Whatever it is, the Lord has sent the Holy Spirit to refresh us and renew us once again, as He has from ancient days when we’ve become distracted from the task of going out into the highways and byways where we belong (Matthew 22:9).

The thing about Orthodoxy is that we have the proper context within which this can all happen. All the gifts, in all their proper order, are present within Orthodoxy. The ecclesiognomy is in the proper balance. Our advantage is that, for us, the business of emergence into the ancient fullness of the Church is neither experimental nor “new.” We do not have to seek ways to “make it work,” because it is already our daily reality: good tinder, lying in neat stacks, waiting to be ignited.

The Lord is not “doing a new thing” among us. The Lord did the New Thing two thousand years ago. What the Lord does among us is old things, from ancient days.

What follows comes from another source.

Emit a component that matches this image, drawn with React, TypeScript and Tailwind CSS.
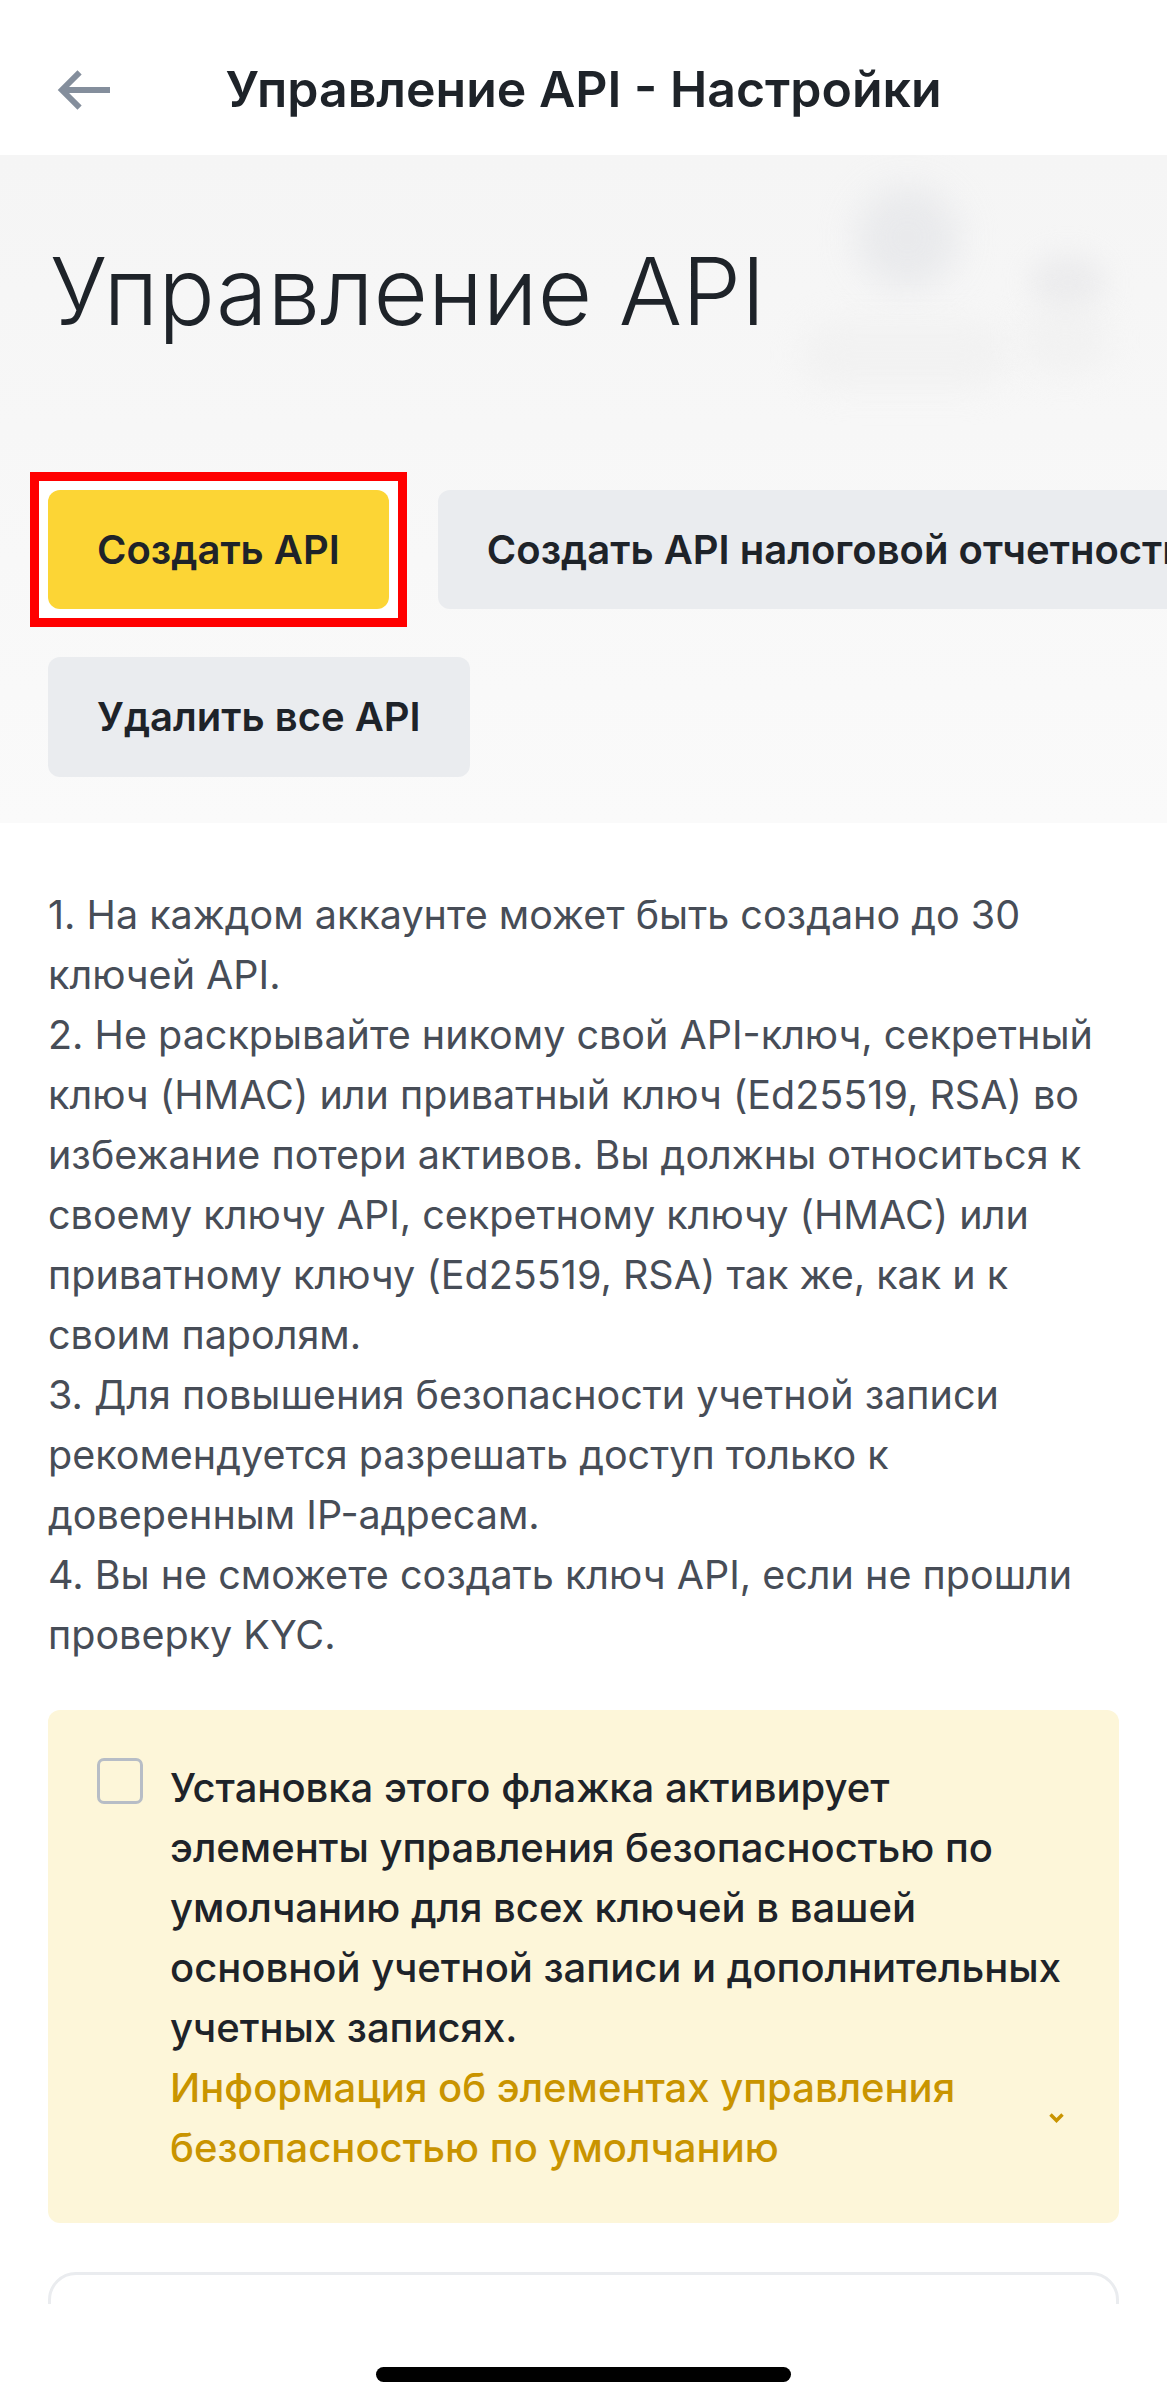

He is doing one of these things, now, in our day. All we need to do is yield to Him, and go out with the Gospel to do as He has commanded. Signs and wonders will follow.

Fr. Jim Rosselli is a priest with the Community of the Holy Spirit, a mission community of the Ukrainian Autocephalous Orthodox Church.

1 comment:

Benjamin said...

"I truly think our divisions and contentions are due in large part to having too much time on our hands. We have neglected the advancement of the interests and work of the Kingdom of God, so to fill the time we pursue the advancement of our own."

Wonderful. This whole article is wonderful. This is my prayer really. Thanks for posting this.